INSTRUCTION:
Determine how many lines of the data below contain "Rebuild", then give only that number.

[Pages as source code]
* START *

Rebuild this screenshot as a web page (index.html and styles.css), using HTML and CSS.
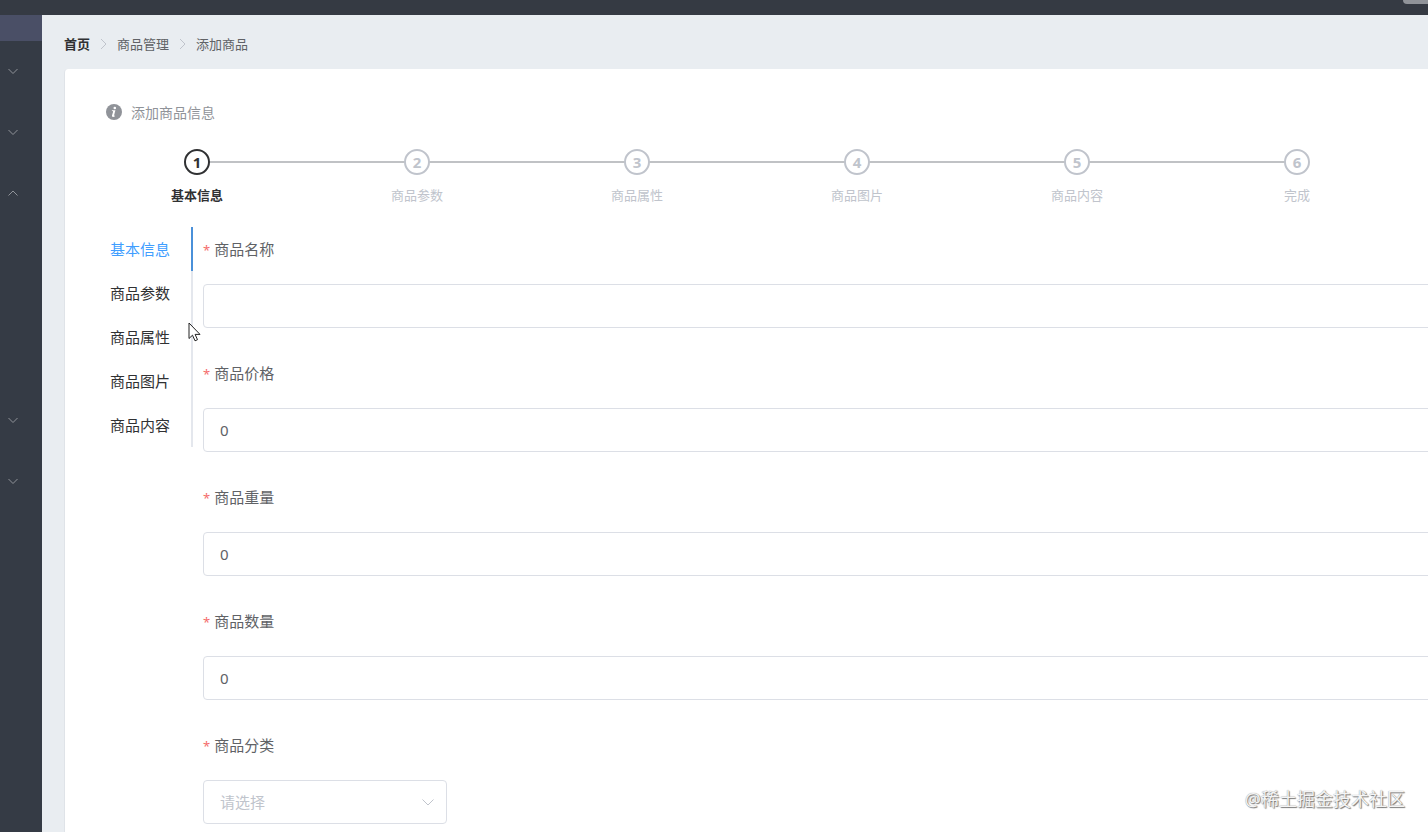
FILE: index.html
```html
<!DOCTYPE html>
<html lang="zh-CN">
  <head>
    <meta charset="UTF-8" />
    <meta name="viewport" content="width=device-width, initial-scale=1.0" />
    <title>添加商品</title>
    <link rel="stylesheet" href="styles.css">
  </head>
  <body>
    <header class="header"><button class="logout" type="button" aria-label="退出"></button></header>

    <div class="container">
      <aside class="sidebar">
        <button class="toggle" type="button" aria-label="折叠菜单"></button>
        <button class="menu-item" type="button" aria-label="用户管理">
          <svg class="arrow" viewBox="0 0 12 12"><path d="M1.500 4L6 8.500 10.500 4" /></svg>
        </button>
        <button class="menu-item" type="button" aria-label="权限管理">
          <svg class="arrow" viewBox="0 0 12 12"><path d="M1.500 4L6 8.500 10.500 4" /></svg>
        </button>
        <button class="menu-item" type="button" aria-label="商品管理">
          <svg class="arrow" viewBox="0 0 12 12"><path d="M1.500 8.500L6 4l4.500 4.500" /></svg>
        </button>
        <div class="submenu"></div>
        <button class="menu-item" type="button" aria-label="订单管理">
          <svg class="arrow" viewBox="0 0 12 12"><path d="M1.500 4L6 8.500 10.500 4" /></svg>
        </button>
        <button class="menu-item" type="button" aria-label="数据统计">
          <svg class="arrow" viewBox="0 0 12 12"><path d="M1.500 4L6 8.500 10.500 4" /></svg>
        </button>
      </aside>

      <main class="main">
        <nav class="breadcrumb">
          <a class="home" href="#">首页</a>
          <svg class="separator" viewBox="0 0 9 12"><path d="M2 1l5 5-5 5" /></svg>
          <span>商品管理</span>
          <svg class="separator" viewBox="0 0 9 12"><path d="M2 1l5 5-5 5" /></svg>
          <span>添加商品</span>
        </nav>

        <section class="card">
          <div class="alert">
            <svg class="info" viewBox="0 0 16 16">
              <circle cx="8" cy="8" r="8" />
              <path d="M8.800 2.700a1.300 1.300 0 1 1 0 2.600 1.300 1.300 0 0 1 0-2.600zM6 6.300h3.400l-1.300 5c-.1.500.2.600 1 .2l-.2.800c-1 .8-3.400 1.100-2.900-.7l1.100-3.800c.1-.5-.3-.7-1.300-.7z" />
            </svg>
            <span>添加商品信息</span>
          </div>

          <ol class="steps">
            <li class="step active"><span class="num">1</span><span class="title">基本信息</span></li>
            <li class="step"><span class="num">2</span><span class="title">商品参数</span></li>
            <li class="step"><span class="num">3</span><span class="title">商品属性</span></li>
            <li class="step"><span class="num">4</span><span class="title">商品图片</span></li>
            <li class="step"><span class="num">5</span><span class="title">商品内容</span></li>
            <li class="step"><span class="num">6</span><span class="title">完成</span></li>
          </ol>

          <div class="content">
            <div class="tabs">
              <button class="tab active" type="button">基本信息</button>
              <button class="tab" type="button">商品参数</button>
              <button class="tab" type="button">商品属性</button>
              <button class="tab" type="button">商品图片</button>
              <button class="tab" type="button">商品内容</button>
            </div>

            <form class="form">
              <div class="form-item">
                <label for="name">商品名称</label>
                <input type="text" id="name" name="name" />
              </div>
              <div class="form-item">
                <label for="price">商品价格</label>
                <input type="text" id="price" name="price" value="0" />
              </div>
              <div class="form-item">
                <label for="weight">商品重量</label>
                <input type="text" id="weight" name="weight" value="0" />
              </div>
              <div class="form-item">
                <label for="number">商品数量</label>
                <input type="text" id="number" name="number" value="0" />
              </div>
              <div class="form-item">
                <label for="category">商品分类</label>
                <div class="select">
                  <select id="category" name="category">
                    <option value="">请选择</option>
                  </select>
                  <svg class="select-arrow" viewBox="0 0 14 14"><path d="M1.500 4.500L7 10l5.500-5.500" /></svg>
                </div>
              </div>
            </form>
          </div>
        </section>
      </main>
    </div>

    <svg class="cursor" viewBox="0 0 13 20">
      <path d="M1 1v15.500l3.500-3.300 2.500 5.600 2.500-1.100-2.400-5.300H12z" />
    </svg>
    <div class="watermark">@稀土掘金技术社区</div>
  </body>
</html>
```

FILE: styles.css
```css
* {
  box-sizing: border-box;
}

body {
  margin: 0;
  height: 100vh;
  display: flex;
  flex-direction: column;
  overflow: hidden;
  position: relative;
  background: #e9edf1;
  color: #606266;
  font-family: 'Noto Sans', 'Noto Sans CJK SC', sans-serif;
  font-size: 15px;
}

button,
input,
select {
  font: inherit;
  color: inherit;
}

button {
  border: none;
  padding: 0;
  background: none;
  cursor: pointer;
}

svg {
  fill: none;
  stroke: #c0c4cc;
  flex-shrink: 0;
}

.header {
  height: 15px;
  flex-shrink: 0;
  display: flex;
  justify-content: flex-end;
  align-items: flex-start;
  background: #353a43;
}

.logout {
  width: 25px;
  height: 4px;
  background: #909399;
  border-bottom-left-radius: 4px;
}

.container {
  flex: 1;
  min-height: 0;
  display: flex;
}

.sidebar {
  width: 42px;
  flex-shrink: 0;
  display: flex;
  flex-direction: column;
  background: #353b45;
}

.toggle {
  height: 26px;
  background: #4a4f66;
}

.menu-item {
  height: 61px;
  padding: 0 0 2px 7px;
  display: flex;
  align-items: center;
}

.arrow {
  width: 12px;
  height: 12px;
  stroke: #909399;
}

.submenu {
  height: 166px;
}

.main {
  flex: 1;
  min-width: 0;
  display: flex;
  flex-direction: column;
  padding-left: 22px;
}

.breadcrumb {
  height: 54px;
  flex-shrink: 0;
  padding-top: 3px;
  display: flex;
  align-items: center;
  gap: 9px;
  font-size: 13px;
  line-height: 18px;
}

.home {
  color: #303133;
  font-weight: bold;
  text-decoration: none;
}

.separator {
  width: 9px;
  height: 12px;
}

.card {
  flex: 1;
  min-height: 0;
  overflow: hidden;
  padding: 32px 0 0 22px;
  background: #fff;
  border-left: 1px solid #dfe3e8;
  border-top-left-radius: 4px;
}

.alert {
  height: 22px;
  padding-left: 19px;
  display: flex;
  align-items: center;
  gap: 9px;
  color: #909399;
  font-size: 14px;
}

.info {
  width: 16px;
  height: 16px;
  stroke: none;
}

.info circle {
  fill: #909399;
}

.info path {
  fill: #fff;
}

.steps {
  margin: 26px 21px 0 0;
  padding: 0;
  display: grid;
  grid-template-columns: repeat(6, 1fr);
  list-style: none;
  color: #c0c4cc;
}

.step {
  position: relative;
  display: flex;
  flex-direction: column;
  align-items: center;
  gap: 9px;
}

/* line to the next step */
.step:not(:last-child)::after {
  content: '';
  position: absolute;
  top: 12px;
  left: 50%;
  width: 100%;
  height: 2px;
  background: #c0c2c5;
}

.num {
  position: relative;
  z-index: 1;
  width: 26px;
  height: 26px;
  border: 2px solid;
  border-radius: 50%;
  background: #fff;
  line-height: 22px;
  text-align: center;
  font-weight: bold;
}

.title {
  font-size: 13px;
  line-height: 22px;
}

.step.active {
  color: #303133;
}

.step.active .title {
  font-weight: bold;
}

.content {
  margin-top: 21px;
  display: flex;
  align-items: flex-start;
  gap: 10px;
}

.tabs {
  width: 106px;
  flex-shrink: 0;
  display: flex;
  flex-direction: column;
  border-right: 2px solid #e4e7ed;
}

.tab {
  height: 44px;
  margin-right: -2px;
  padding: 0 21px 2px 0;
  border-right: 2px solid transparent;
  text-align: right;
  color: #303133;
}

.tab.active {
  color: #409eff;
  border-right-color: #4a90d9;
}

/* the form runs past the edge of the card */
.form {
  flex: 1;
  margin-right: -24px;
  padding-top: 1px;
}

.form-item {
  margin-bottom: 24px;
}

.form-item label {
  display: block;
  height: 44px;
  margin-bottom: 12px;
  line-height: 42px;
}

.form-item label::before {
  content: '*';
  margin-right: 4px;
  color: #f56c6c;
  font-size: 13px;
}

.form-item input,
.form-item select {
  display: block;
  width: 100%;
  height: 44px;
  padding: 0 16px;
  border: 1px solid #dcdfe6;
  border-radius: 4px;
  background: #fff;
  outline: none;
}

.select {
  position: relative;
  width: 244px;
}

.form-item select {
  appearance: none;
  color: #c0c4cc;
}

.select-arrow {
  position: absolute;
  top: 15px;
  right: 12px;
  width: 14px;
  height: 14px;
  pointer-events: none;
}

.cursor {
  position: absolute;
  top: 322px;
  left: 188px;
  width: 13px;
  height: 20px;
  fill: #fff;
  stroke: #222;
}

.watermark {
  position: absolute;
  right: 23px;
  bottom: 20px;
  color: #f4f4f4;
  font-size: 18px;
  line-height: 26px;
  text-shadow: 1px 1px 1px #777, 0 0 1px #888;
}
```
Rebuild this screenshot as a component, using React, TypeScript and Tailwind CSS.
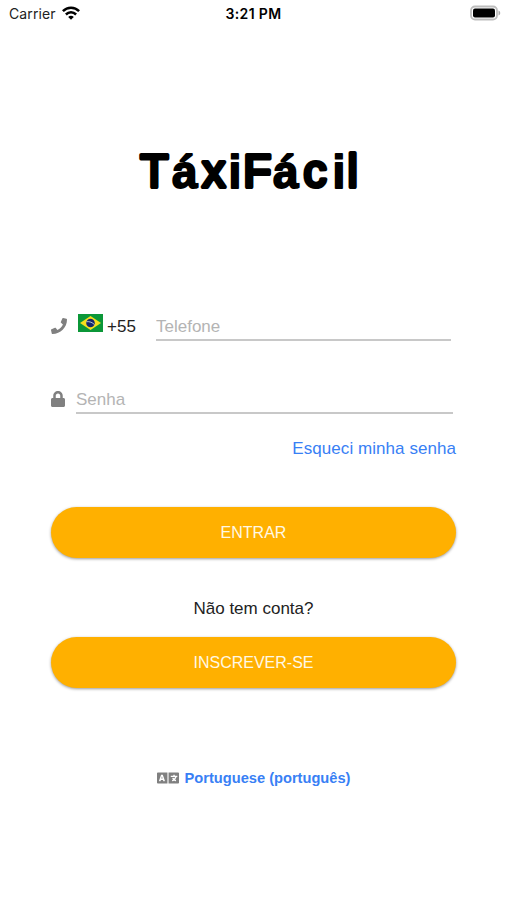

* END *

RESULT OF THIS EXERCISE:
2